[Short exercise]:
Skip pictures; extract every line from the one with "Recreate this image" through the one with "ArrowLeft, ArrowRight, Plus", exactly as written.
:::::
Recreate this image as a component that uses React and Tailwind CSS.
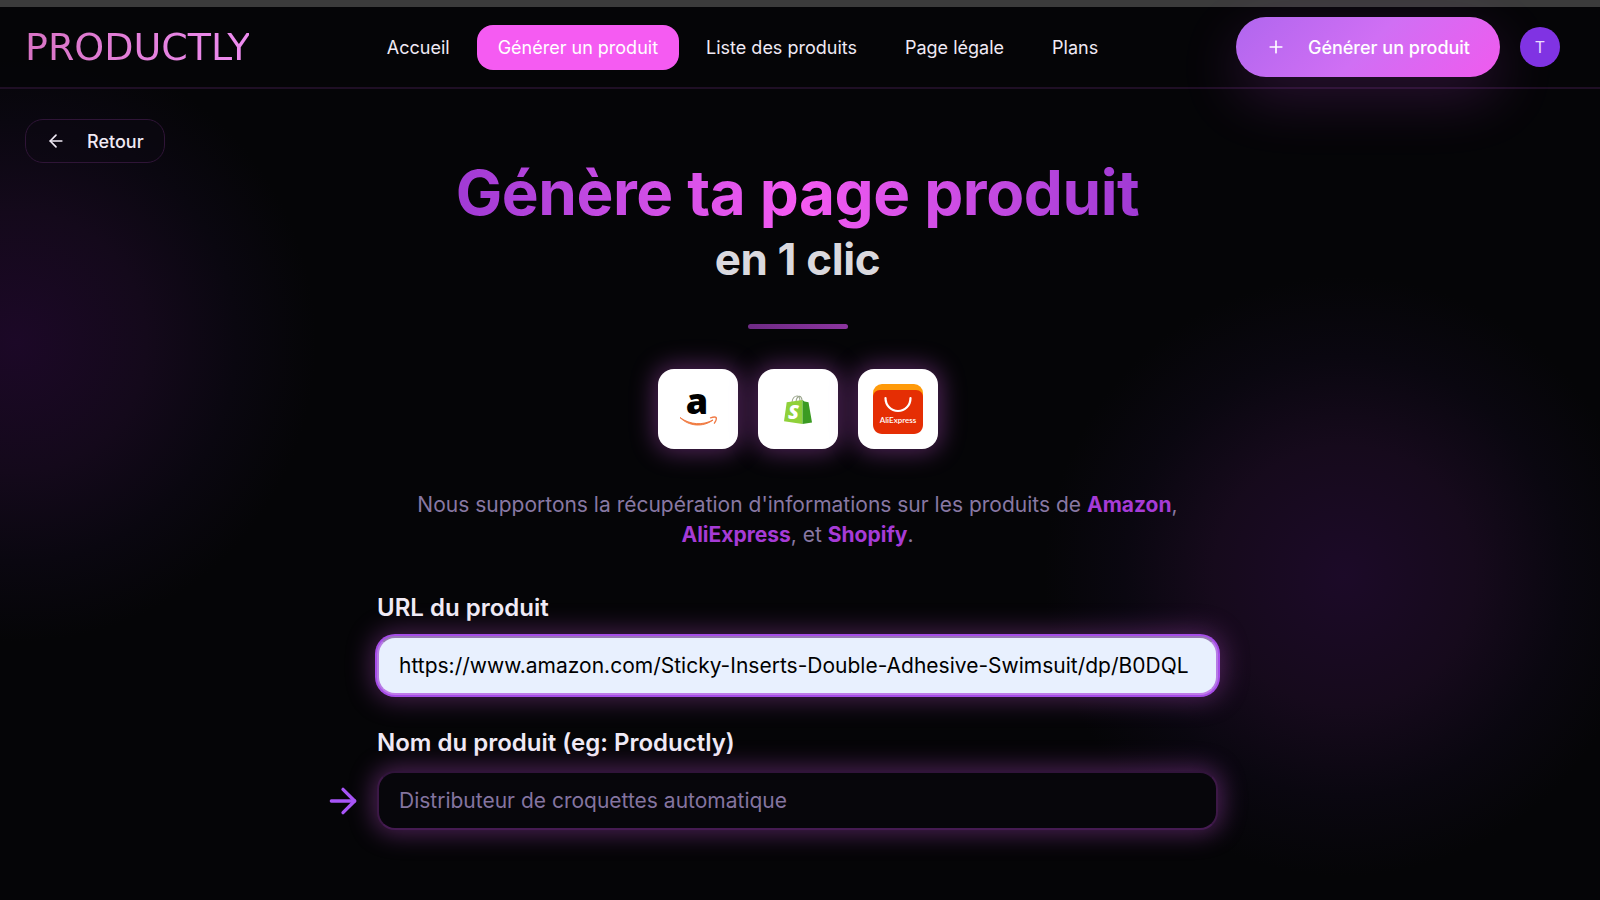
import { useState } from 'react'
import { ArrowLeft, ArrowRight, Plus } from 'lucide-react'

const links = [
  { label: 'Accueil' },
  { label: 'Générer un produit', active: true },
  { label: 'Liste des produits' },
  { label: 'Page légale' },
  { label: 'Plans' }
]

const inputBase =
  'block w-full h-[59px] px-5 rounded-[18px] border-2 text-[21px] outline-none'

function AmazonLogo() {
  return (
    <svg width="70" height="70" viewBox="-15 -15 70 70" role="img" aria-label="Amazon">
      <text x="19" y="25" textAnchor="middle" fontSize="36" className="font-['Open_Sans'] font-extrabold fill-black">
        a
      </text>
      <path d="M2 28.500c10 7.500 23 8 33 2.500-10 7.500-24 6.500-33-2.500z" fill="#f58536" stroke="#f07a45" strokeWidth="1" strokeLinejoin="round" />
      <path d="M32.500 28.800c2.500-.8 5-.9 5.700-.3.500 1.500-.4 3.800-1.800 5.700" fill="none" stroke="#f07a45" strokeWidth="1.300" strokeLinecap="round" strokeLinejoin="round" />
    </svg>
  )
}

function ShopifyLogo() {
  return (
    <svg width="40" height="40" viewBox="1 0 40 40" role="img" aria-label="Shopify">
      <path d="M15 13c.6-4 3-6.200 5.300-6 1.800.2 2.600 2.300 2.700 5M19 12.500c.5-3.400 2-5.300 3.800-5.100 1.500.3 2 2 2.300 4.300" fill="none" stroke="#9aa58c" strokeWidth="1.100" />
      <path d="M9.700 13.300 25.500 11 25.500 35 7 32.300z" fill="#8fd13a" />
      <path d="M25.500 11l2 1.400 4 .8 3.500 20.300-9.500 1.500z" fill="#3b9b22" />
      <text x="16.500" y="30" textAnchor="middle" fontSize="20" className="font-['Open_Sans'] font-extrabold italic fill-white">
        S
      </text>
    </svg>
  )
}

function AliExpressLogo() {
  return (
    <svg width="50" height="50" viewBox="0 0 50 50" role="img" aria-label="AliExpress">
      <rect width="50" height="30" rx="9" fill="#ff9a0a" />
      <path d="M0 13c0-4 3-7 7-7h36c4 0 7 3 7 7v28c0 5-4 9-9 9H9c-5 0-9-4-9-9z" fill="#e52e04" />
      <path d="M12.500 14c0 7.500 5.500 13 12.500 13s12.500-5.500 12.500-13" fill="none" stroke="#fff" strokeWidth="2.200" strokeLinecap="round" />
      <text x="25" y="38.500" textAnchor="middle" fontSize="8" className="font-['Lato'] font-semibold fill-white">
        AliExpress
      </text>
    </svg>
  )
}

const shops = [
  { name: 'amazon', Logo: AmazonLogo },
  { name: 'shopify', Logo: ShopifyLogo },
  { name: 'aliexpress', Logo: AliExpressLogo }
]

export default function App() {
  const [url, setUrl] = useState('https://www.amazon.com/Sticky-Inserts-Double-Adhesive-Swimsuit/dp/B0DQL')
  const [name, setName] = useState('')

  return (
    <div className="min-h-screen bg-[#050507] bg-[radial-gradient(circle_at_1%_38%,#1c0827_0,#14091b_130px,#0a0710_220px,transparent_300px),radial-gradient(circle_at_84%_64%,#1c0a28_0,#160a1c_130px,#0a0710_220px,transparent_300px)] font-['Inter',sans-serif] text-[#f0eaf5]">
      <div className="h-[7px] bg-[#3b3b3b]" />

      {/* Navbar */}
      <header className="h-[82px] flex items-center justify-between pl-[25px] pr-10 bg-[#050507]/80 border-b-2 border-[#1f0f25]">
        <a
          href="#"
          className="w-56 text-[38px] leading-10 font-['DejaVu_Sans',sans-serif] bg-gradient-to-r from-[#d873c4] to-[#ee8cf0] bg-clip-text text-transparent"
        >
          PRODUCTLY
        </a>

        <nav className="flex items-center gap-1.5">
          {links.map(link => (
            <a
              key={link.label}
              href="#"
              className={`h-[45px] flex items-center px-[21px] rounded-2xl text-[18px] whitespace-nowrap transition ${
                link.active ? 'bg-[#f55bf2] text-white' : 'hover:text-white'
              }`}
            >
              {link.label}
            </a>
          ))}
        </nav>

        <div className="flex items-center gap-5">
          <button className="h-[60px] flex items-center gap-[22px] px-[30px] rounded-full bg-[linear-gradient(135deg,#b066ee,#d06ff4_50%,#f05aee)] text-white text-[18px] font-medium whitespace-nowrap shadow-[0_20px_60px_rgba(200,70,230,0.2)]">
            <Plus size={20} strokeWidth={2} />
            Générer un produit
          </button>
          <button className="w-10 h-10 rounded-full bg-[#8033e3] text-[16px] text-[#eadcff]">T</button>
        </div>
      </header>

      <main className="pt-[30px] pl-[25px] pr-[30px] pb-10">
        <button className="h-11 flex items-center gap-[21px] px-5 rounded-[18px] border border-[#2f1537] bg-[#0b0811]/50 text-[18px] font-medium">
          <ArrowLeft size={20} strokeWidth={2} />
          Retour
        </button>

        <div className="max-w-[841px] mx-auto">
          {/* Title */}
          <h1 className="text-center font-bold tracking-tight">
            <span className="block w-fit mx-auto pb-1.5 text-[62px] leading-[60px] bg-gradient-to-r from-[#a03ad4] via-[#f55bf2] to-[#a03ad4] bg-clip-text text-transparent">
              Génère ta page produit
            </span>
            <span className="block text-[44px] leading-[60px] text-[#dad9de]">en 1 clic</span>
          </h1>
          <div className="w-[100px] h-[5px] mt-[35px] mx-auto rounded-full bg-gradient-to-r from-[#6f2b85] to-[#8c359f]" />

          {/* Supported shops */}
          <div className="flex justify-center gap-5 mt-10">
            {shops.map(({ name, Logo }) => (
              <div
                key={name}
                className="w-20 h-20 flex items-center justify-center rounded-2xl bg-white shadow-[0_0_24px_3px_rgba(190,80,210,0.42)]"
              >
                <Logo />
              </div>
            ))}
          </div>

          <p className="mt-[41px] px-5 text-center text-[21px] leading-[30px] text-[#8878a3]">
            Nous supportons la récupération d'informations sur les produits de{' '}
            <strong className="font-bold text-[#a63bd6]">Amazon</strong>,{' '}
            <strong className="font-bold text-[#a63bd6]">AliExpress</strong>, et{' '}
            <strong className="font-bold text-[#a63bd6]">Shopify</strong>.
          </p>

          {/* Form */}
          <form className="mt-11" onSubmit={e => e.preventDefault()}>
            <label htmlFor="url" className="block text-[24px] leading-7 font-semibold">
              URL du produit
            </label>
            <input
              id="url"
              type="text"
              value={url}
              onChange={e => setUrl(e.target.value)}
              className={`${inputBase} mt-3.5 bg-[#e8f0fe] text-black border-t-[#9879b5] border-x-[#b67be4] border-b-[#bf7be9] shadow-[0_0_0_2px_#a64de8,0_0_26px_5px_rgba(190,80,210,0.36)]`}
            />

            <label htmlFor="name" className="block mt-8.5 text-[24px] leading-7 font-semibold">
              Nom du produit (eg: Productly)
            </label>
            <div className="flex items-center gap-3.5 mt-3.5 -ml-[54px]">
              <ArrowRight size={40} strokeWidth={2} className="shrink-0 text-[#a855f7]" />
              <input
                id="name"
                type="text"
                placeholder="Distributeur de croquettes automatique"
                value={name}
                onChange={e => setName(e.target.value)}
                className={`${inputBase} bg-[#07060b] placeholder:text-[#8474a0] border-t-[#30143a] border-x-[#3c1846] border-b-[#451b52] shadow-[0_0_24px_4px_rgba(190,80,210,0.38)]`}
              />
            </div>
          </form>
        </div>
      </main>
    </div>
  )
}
:::::
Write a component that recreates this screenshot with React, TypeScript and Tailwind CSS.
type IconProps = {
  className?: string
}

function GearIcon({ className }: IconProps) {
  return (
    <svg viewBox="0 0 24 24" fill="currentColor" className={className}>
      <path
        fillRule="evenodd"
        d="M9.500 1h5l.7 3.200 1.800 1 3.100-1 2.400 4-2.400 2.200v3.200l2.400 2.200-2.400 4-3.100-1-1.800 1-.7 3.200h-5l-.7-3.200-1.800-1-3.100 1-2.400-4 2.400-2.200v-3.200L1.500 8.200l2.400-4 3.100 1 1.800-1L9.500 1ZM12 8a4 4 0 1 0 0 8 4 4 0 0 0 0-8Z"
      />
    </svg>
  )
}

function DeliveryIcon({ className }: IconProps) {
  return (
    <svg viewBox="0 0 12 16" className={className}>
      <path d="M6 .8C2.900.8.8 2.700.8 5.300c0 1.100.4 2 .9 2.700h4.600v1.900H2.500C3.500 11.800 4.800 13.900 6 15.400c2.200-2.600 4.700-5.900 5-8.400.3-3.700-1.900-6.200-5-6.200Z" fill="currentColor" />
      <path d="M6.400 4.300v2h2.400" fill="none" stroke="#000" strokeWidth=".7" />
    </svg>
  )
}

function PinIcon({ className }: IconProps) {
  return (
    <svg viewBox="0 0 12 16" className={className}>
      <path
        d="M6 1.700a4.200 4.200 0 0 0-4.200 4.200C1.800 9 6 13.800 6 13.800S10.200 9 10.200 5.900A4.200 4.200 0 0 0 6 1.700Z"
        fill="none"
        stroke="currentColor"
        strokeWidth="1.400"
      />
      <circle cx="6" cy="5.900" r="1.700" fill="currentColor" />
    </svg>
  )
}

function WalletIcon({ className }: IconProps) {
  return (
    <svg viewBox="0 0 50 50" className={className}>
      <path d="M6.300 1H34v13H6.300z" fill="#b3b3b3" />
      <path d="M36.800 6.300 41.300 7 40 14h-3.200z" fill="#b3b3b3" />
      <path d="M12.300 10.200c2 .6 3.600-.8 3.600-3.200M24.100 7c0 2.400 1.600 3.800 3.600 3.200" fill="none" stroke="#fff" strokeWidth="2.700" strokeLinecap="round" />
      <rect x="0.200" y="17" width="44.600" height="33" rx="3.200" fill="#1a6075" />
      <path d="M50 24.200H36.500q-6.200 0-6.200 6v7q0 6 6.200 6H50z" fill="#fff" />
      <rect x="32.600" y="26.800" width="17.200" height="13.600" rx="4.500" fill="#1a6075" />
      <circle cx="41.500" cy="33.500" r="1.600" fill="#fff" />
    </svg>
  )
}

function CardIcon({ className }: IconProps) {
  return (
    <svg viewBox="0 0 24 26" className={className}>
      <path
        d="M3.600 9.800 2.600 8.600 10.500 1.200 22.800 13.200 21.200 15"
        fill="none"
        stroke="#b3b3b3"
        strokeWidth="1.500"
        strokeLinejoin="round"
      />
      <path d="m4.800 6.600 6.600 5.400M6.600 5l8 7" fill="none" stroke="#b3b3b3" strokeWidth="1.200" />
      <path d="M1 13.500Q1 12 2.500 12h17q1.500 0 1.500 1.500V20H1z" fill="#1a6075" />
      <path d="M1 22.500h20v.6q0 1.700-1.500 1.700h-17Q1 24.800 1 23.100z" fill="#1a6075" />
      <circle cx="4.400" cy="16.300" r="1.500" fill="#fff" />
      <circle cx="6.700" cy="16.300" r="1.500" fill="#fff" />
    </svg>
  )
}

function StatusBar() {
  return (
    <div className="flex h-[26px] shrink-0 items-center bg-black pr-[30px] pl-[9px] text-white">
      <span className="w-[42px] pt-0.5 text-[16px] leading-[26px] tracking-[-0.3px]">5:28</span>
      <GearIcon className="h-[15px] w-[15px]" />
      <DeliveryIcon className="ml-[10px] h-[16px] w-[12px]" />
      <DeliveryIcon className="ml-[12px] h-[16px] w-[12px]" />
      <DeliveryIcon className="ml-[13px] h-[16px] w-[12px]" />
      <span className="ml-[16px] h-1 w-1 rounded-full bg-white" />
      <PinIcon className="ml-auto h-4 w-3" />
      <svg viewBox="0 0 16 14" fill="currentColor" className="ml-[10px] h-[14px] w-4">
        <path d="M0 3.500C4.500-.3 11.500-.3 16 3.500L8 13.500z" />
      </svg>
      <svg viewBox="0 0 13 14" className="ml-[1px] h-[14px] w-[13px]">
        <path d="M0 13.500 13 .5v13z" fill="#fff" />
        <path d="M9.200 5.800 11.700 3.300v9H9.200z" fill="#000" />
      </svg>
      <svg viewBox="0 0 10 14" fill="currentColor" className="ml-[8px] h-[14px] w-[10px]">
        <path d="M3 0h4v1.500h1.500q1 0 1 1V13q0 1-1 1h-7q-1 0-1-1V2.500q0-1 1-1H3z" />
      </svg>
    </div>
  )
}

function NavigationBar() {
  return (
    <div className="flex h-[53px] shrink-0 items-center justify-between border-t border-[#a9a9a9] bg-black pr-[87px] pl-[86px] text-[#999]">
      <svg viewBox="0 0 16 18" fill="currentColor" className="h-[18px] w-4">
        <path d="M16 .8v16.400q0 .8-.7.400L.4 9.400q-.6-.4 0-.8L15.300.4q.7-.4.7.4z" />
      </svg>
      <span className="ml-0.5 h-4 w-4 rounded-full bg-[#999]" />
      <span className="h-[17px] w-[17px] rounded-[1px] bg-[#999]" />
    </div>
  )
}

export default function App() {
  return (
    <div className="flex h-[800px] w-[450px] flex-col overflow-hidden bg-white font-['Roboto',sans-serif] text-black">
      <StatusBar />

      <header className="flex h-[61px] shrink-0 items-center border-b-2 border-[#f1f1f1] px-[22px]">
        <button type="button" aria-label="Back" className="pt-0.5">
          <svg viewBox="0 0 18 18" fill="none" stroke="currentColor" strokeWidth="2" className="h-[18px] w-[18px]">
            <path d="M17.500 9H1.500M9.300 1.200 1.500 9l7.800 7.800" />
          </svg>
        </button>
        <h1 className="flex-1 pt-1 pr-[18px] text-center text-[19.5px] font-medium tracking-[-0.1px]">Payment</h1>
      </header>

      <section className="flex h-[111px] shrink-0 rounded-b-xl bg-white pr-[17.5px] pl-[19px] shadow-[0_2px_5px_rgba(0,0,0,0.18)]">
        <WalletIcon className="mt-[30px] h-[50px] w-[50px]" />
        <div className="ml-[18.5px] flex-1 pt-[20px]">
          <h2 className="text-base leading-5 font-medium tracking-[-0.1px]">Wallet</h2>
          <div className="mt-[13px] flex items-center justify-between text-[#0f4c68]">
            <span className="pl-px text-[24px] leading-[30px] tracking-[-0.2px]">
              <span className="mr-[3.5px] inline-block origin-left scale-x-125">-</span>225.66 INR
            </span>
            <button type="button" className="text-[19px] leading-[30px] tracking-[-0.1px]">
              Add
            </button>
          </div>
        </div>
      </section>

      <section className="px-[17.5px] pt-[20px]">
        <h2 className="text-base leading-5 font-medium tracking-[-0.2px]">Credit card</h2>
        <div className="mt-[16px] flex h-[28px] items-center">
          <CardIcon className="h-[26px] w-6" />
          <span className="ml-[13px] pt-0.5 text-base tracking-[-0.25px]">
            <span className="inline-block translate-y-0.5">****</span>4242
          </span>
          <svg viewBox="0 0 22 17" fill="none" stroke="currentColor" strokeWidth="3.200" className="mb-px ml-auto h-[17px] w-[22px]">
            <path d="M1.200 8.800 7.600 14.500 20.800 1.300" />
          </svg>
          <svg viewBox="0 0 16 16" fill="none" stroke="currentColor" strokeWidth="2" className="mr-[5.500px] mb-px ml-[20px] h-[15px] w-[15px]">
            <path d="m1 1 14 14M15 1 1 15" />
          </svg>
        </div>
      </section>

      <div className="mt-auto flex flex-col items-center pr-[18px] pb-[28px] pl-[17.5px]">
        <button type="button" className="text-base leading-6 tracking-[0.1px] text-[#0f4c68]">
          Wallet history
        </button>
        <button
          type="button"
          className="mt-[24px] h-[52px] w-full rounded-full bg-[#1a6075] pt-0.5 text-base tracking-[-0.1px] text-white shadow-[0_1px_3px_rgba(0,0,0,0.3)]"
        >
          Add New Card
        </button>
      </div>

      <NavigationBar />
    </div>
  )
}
:::::
[Correct output]:
Recreate this image as a component that uses React and Tailwind CSS.
import { useState } from 'react'
import { ArrowLeft, ArrowRight, Plus } from 'lucide-react'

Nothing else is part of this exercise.